In October 2022, in the absence of some ODI regulars who were preparing for the T20 World Cup in Australia, Sanju Samson made heads turn in the home series against South Africa. In three innings, he recorded scores of 86*, 30* and 2*.
That series was Samson’s last streak of three straight ODI innings in his short career of 11 matches so far. The story is much the same in T20Is, of which he has played just 17 since his debut in 2015. In one day, out the next – a recurring theme in Samson’s career.
Nearly ten months on from that series against South Africa – during which he has played just one more ODI, scoring 36 in 38 balls against New Zealand in Auckland – Samson is likely to get another straight run of three ODIs, and possibly three T20Is, in the West Indies with KL Rahul and Rishabh Pant recovering from injuries of varying magnitudes. Unlike earlier, where he knew he was playing in a makeshift squad, this one comes with more promise, of knowing that he is possibly a few compelling performances away from a World Cup ticket.
From that series against South Africa, the unbeaten 86 in Lucknow is his highest ODI score. It was a fighting knock on an unusual pitch, which provided a lot of seam movement and prodigious turn. Samson walked in with India tottering at 51 for 4 in a chase of 250 in 40 overs, with the asking rate a fraction under nine an over.
Samson exhibited immense composure to start with. He was on 15 off 21 at one stage, having shelved his natural flair and opted to dig in. And then he seamlessly switched gears and took over the controls after Shreyas Iyer’s dismissal with India still needing 133 with five wickets remaining. He launched a fierce counterattack with Shardul Thakur for company, but India eventually fell nine short. Samson finished unbeaten on 86 off 63.
Some other things about the knock stood out: Samson’s belief in his methods, the composure despite a spiralling asking rate, and his shot selection. Qualities the Indian team management will expect of him in the build-up to the World Cup.
From Samson’s point of view, even if Rahul regains fitness and walks back into the middle order for the World Cup, India will still probably need a reserve wicketkeeper, given Pant isn’t likely to be ready. This could lead to a toss-up between Samson and Ishan Kishan.
Kishan brings with him the left-handedness that India lack in the top order, but if he has to be in the XI, it will mean a reshuffle of the batting order, since Kishan is a top-order bat. But with India’s top three of Rohit Sharma, Shubman Gill and Virat Kohli all but set in stone – barring an injury – fitting Kishan in could be a challenge.
Samson offers the flexibility. He can bat in the top three. Equally, he could be devastating in the middle and death overs as a finisher, like he was in that game in Lucknow last October. Or more recently, at the IPL in a game against defending champions Gujarat Titans, where he, along with Shimron Hetmyer, turned an ask of 112 off 48 in Rajasthan Royals’ favour, blasting a 32-ball 60, which included a stunning takedown of Rashid Khan.
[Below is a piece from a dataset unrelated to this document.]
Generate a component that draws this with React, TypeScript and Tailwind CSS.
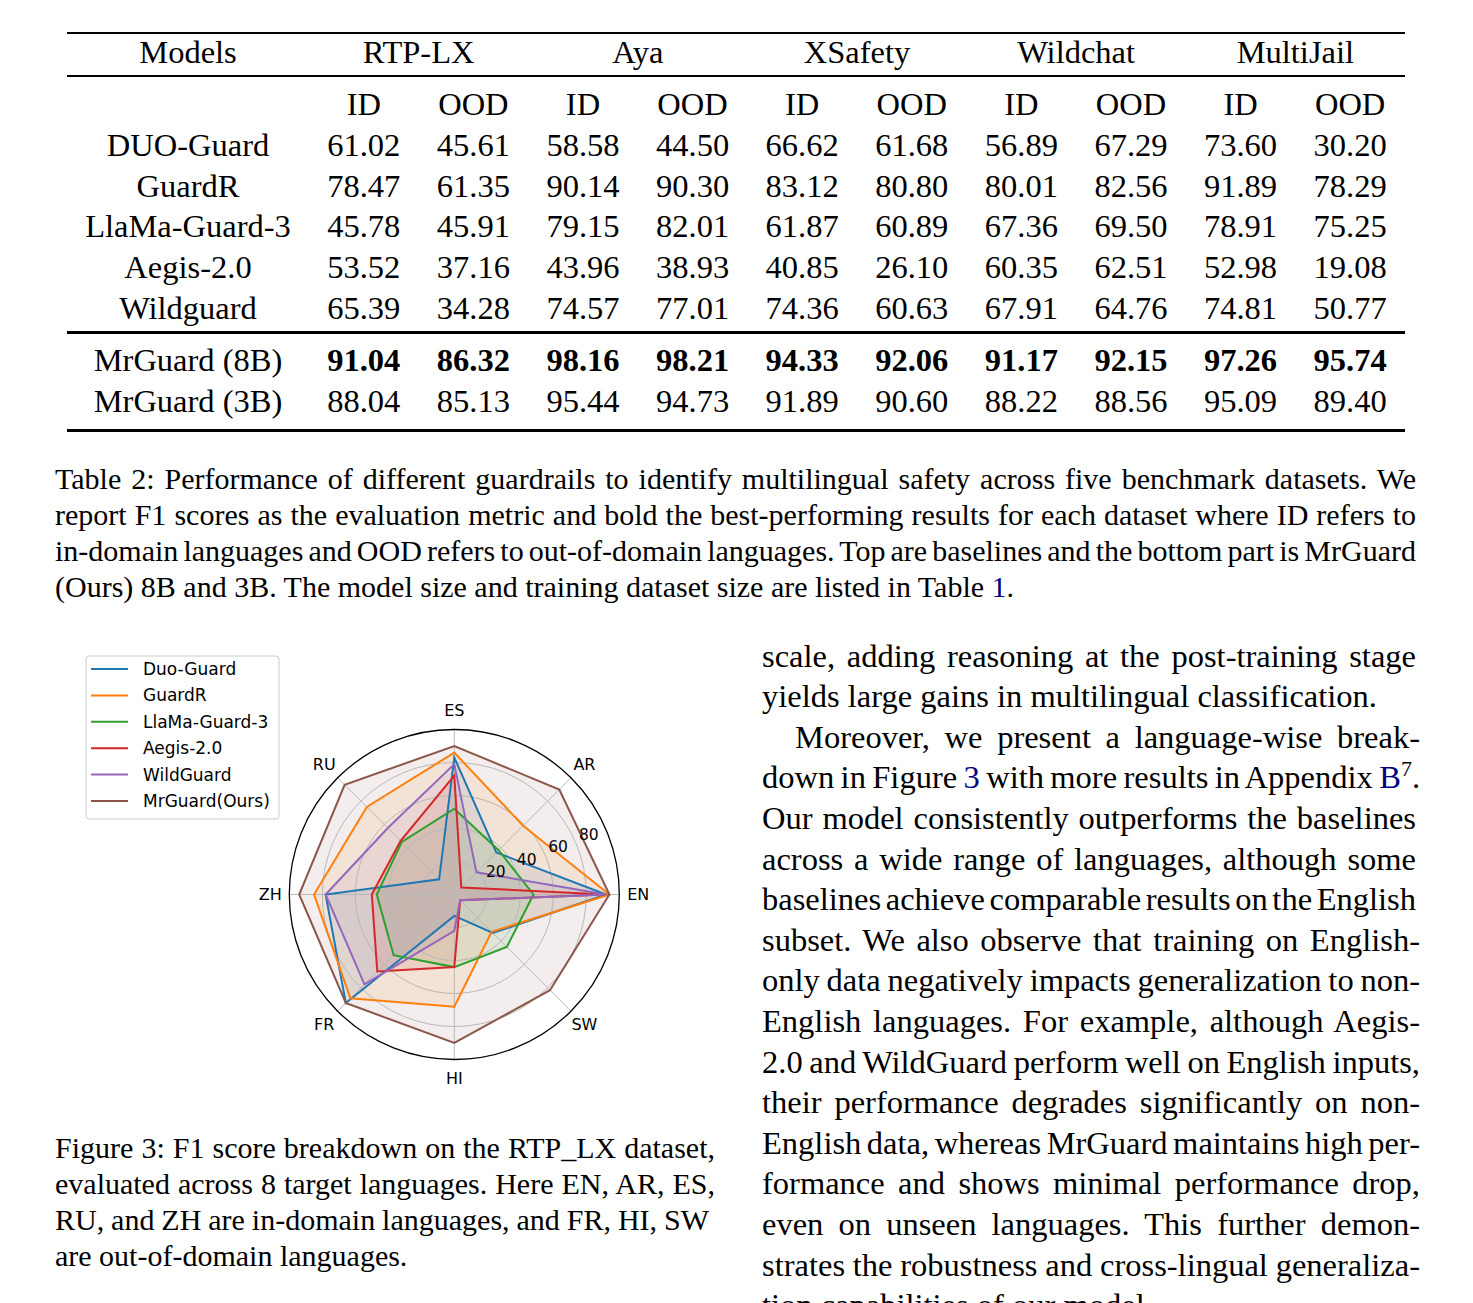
import React from "react";

const cols = "grid grid-cols-[242px_repeat(10,109.6px)] text-center";

const rows: string[][] = [
  ["DUO-Guard", "61.02", "45.61", "58.58", "44.50", "66.62", "61.68", "56.89", "67.29", "73.60", "30.20"],
  ["GuardR", "78.47", "61.35", "90.14", "90.30", "83.12", "80.80", "80.01", "82.56", "91.89", "78.29"],
  ["LlaMa-Guard-3", "45.78", "45.91", "79.15", "82.01", "61.87", "60.89", "67.36", "69.50", "78.91", "75.25"],
  ["Aegis-2.0", "53.52", "37.16", "43.96", "38.93", "40.85", "26.10", "60.35", "62.51", "52.98", "19.08"],
  ["Wildguard", "65.39", "34.28", "74.57", "77.01", "74.36", "60.63", "67.91", "64.76", "74.81", "50.77"],
];
const ours: string[][] = [
  ["MrGuard (8B)", "91.04", "86.32", "98.16", "98.21", "94.33", "92.06", "91.17", "92.15", "97.26", "95.74"],
  ["MrGuard (3B)", "88.04", "85.13", "95.44", "94.73", "91.89", "90.60", "88.22", "88.56", "95.09", "89.40"],
];

function Row({ r, bold }: { r: string[]; bold?: boolean }) {
  return (
    <div className={`${cols} h-[40.8px] leading-[40.8px]`}>
      {r.map((c, i) => (
        <div key={i} className={bold && i > 0 ? "font-bold" : ""}>
          {c}
        </div>
      ))}
    </div>
  );
}

function Table() {
  return (
    <div className="ml-[67px] w-[1338px] text-[32.5px]">
      <div className="h-[2.5px] bg-black" />
      <div className={`${cols} h-[36px] leading-[36px]`}>
        <div>Models</div>
        <div className="col-span-2">RTP-LX</div>
        <div className="col-span-2">Aya</div>
        <div className="col-span-2">XSafety</div>
        <div className="col-span-2">Wildchat</div>
        <div className="col-span-2">MultiJail</div>
      </div>
      <div className="mt-[4.5px] h-[2.5px] bg-black" />
      <div className="mt-[7px]">
        <Row r={["", "ID", "OOD", "ID", "OOD", "ID", "OOD", "ID", "OOD", "ID", "OOD"]} />
        {rows.map((r, i) => (
          <Row key={i} r={r} />
        ))}
      </div>
      <div className="mt-[2.5px] h-[2.5px] bg-black" />
      <div className="mt-[6px]">
        <Row r={ours[0]} bold />
        <Row r={ours[1]} />
      </div>
      <div className="mt-[8px] h-[2.5px] bg-black" />
    </div>
  );
}

function J({
  children,
  last,
  hang,
  className = "",
}: {
  children: React.ReactNode;
  last?: boolean;
  hang?: boolean;
  className?: string;
}) {
  return (
    <div
      className={`whitespace-nowrap ${
        last ? "text-left" : "text-justify [text-align-last:justify] [word-spacing:-6px]"
      } ${hang ? "mr-[-4px]" : ""} ${className}`}
    >
      {children}
    </div>
  );
}

const Link = ({ children }: { children: React.ReactNode }) => <span className="text-[#000080]">{children}</span>;

const cx = 454.3;
const cy = 894.5;
const R = 165;
const K = 1.65;
const series = [
  { name: "Duo-Guard", c: "#1f77b4", v: [92, 36, 83, 13, 78, 93, 13, 33] },
  { name: "GuardR", c: "#ff7f0e", v: [94, 59, 86, 75, 85, 89, 68, 32] },
  { name: "LlaMa-Guard-3", c: "#2ca02c", v: [48, 38, 52, 45, 47, 52, 44, 45] },
  { name: "Aegis-2.0", c: "#d62728", v: [92, 6, 72, 46, 50, 66, 44, 5] },
  { name: "WildGuard", c: "#9467bd", v: [92, 19, 79, 57, 78, 77, 22, 5] },
  { name: "MrGuard(Ours)", c: "#8c564b", v: [94, 90, 90, 94, 94, 93, 90, 82] },
];
const axes = ["EN", "AR", "ES", "RU", "ZH", "FR", "HI", "SW"];

function pt(r: number, i: number): [number, number] {
  const a = (i * Math.PI) / 4;
  return [cx + r * Math.cos(a), cy - r * Math.sin(a)];
}

function Radar() {
  const poly = (v: number[]) => v.map((x, i) => pt(x * K, i).join(",")).join(" ");
  const font = "'DejaVu Sans', 'Liberation Sans', sans-serif";
  return (
    <svg width={654} height={525} viewBox="55 605 654 525" className="block overflow-visible">
      {series.map((s) => (
        <polygon key={s.name + "f"} points={poly(s.v)} fill={s.c} fillOpacity={0.1} stroke="none" />
      ))}
      {[20, 40, 60, 80].map((g) => (
        <circle key={g} cx={cx} cy={cy} r={g * K} fill="none" stroke="#b8b8b8" strokeWidth={1} />
      ))}
      {axes.map((_, i) => {
        const [x, y] = pt(R, i);
        return <line key={i} x1={cx} y1={cy} x2={x} y2={y} stroke="#b8b8b8" strokeWidth={1} />;
      })}
      {series.map((s) => (
        <polygon key={s.name + "l"} points={poly(s.v)} fill="none" stroke={s.c} strokeWidth={2} strokeLinejoin="miter" />
      ))}
      <circle cx={cx} cy={cy} r={R} fill="none" stroke="#000" strokeWidth={1.3} />
      {axes.map((a, i) => {
        const [x, y] = pt(184, i);
        return (
          <text key={a} x={x} y={y + 5.8} textAnchor="middle" fontSize={16} fontFamily={font} fill="#000">
            {a}
          </text>
        );
      })}
      {[
        ["20", 495.8, 871.5],
        ["40", 526.7, 859.3],
        ["60", 558, 846.7],
        ["80", 588.8, 834],
      ].map(([t, x, y]) => (
        <text key={t as string} x={x as number} y={(y as number) + 5.5} textAnchor="middle" fontSize={15.5} fontFamily={font} fill="#000">
          {t}
        </text>
      ))}
      <rect x={86} y={656} width={193} height={163} rx={3} fill="#fff" fillOpacity={0.8} stroke="#cccccc" strokeWidth={1} />
      {series.map((s, i) => {
        const y = 669 + 26.4 * i;
        return (
          <g key={s.name + "g"}>
            <line x1={91} y1={y} x2={128} y2={y} stroke={s.c} strokeWidth={2} />
            <text x={143} y={y + 6} fontSize={17} fontFamily={font} fill="#000">
              {s.name}
            </text>
          </g>
        );
      })}
    </svg>
  );
}

export default function App() {
  return (
    <div className="w-[1473px] h-[1303px] overflow-hidden bg-white text-black [font-family:Liberation_Serif,Times_New_Roman,serif] pt-[31.5px]">
      <Table />
      <div className="mt-[29px] ml-[55px] w-[1361px] text-[30px] leading-[36px]">
        <J>Table 2: Performance of different guardrails to identify multilingual safety across five benchmark datasets. We</J>
        <J>report F1 scores as the evaluation metric and bold the best-performing results for each dataset where ID refers to</J>
        <J>in-domain languages and OOD refers to out-of-domain languages. Top are baselines and the bottom part is MrGuard</J>
        <J last>
          (Ours) 8B and 3B. The model size and training dataset size are listed in Table <Link>1</Link>.
        </J>
      </div>
      <div className="ml-[55px] flex w-[1361px] gap-[53px]">
        <div className="w-[654px] shrink-0">
          <Radar />
          <div className="text-[30px] leading-[36px]">
            <J className="mr-[-6px]">Figure 3: F1 score breakdown on the RTP_LX dataset,</J>
            <J className="mr-[-6px]">evaluated across 8 target languages. Here EN, AR, ES,</J>
            <J>RU, and ZH are in-domain languages, and FR, HI, SW</J>
            <J last>are out-of-domain languages.</J>
          </div>
        </div>
        <div className="w-[654px] shrink-0 pt-[30.8px] text-[32.5px] leading-[40.6px]">
          <J>scale, adding reasoning at the post-training stage</J>
          <J last>yields large gains in multilingual classification.</J>
          <J hang className="pl-[33px]">Moreover, we present a language-wise break-</J>
          <J hang>
            down in Figure <Link>3</Link> with more results in Appendix <Link>B</Link>
            <span className="relative top-[-12px] text-[22px] leading-none">7</span>.
          </J>
          <J>Our model consistently outperforms the baselines</J>
          <J>across a wide range of languages, although some</J>
          <J>baselines achieve comparable results on the English</J>
          <J hang>subset. We also observe that training on English-</J>
          <J hang>only data negatively impacts generalization to non-</J>
          <J hang>English languages. For example, although Aegis-</J>
          <J hang>2.0 and WildGuard perform well on English inputs,</J>
          <J hang>their performance degrades significantly on non-</J>
          <J hang>English data, whereas MrGuard maintains high per-</J>
          <J hang>formance and shows minimal performance drop,</J>
          <J hang>even on unseen languages. This further demon-</J>
          <J hang>strates the robustness and cross-lingual generaliza-</J>
          <J last>tion capabilities of our model.</J>
        </div>
      </div>
    </div>
  );
}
For all his talent and skill, though, Samson comes with a bit of fine print. Of someone who can deliver X-factor performances, but can also be notoriously inconsistent – because of his high-risk game.
He had once summed up his approach by saying, “I’m not here to score lots and lots of runs. I’m here to score a small amount of runs which is very effective for the team.”
It’s an approach team managements over the years have taken a liking to, and believe he is worth investing in. Even though the popular sentiment is that he doesn’t get a consistent run, which is true to a certain extent too.
It’s a game he hasn’t changed over the years whether he has been picked by India or not. Now that he is on the verge of getting a decent run, there is little reason to move away from that method. In fact, a clear run of matches should only will him on to stick to what gives him the best chance of success.
Last year, soon after the T20 World Cup, Samson played the first ODI in New Zealand and made a solid contribution of 36, but was dropped from the last two games seemingly because India wanted to bring in a sixth bowling option in Deepak Hooda. The only other batter who could have been left out was Suryakumar Yadav, whose ODI initiation had not been as successful as it was in T20Is.
Samson was seen as a shoo-in for the T20Is that followed, especially after India left out the seniors in an effort to reboot their approach under a new captain in Hardik Pandya. However, he sat out of the entire series, with Hardik later clarifying it had to “do with the situation”. Whatever the reason was, Samson has to grab every opportunity he gets.
Between now and the World Cup, India have a maximum of 12 ODIs. That’s a decent number of games for Samson to finally be able to nail down a place and deliver more consistently than he has so far. If he can, Samson would have given the team management and himself a fair degree of clarity on where he stands and which way his career is headed in the immediate future.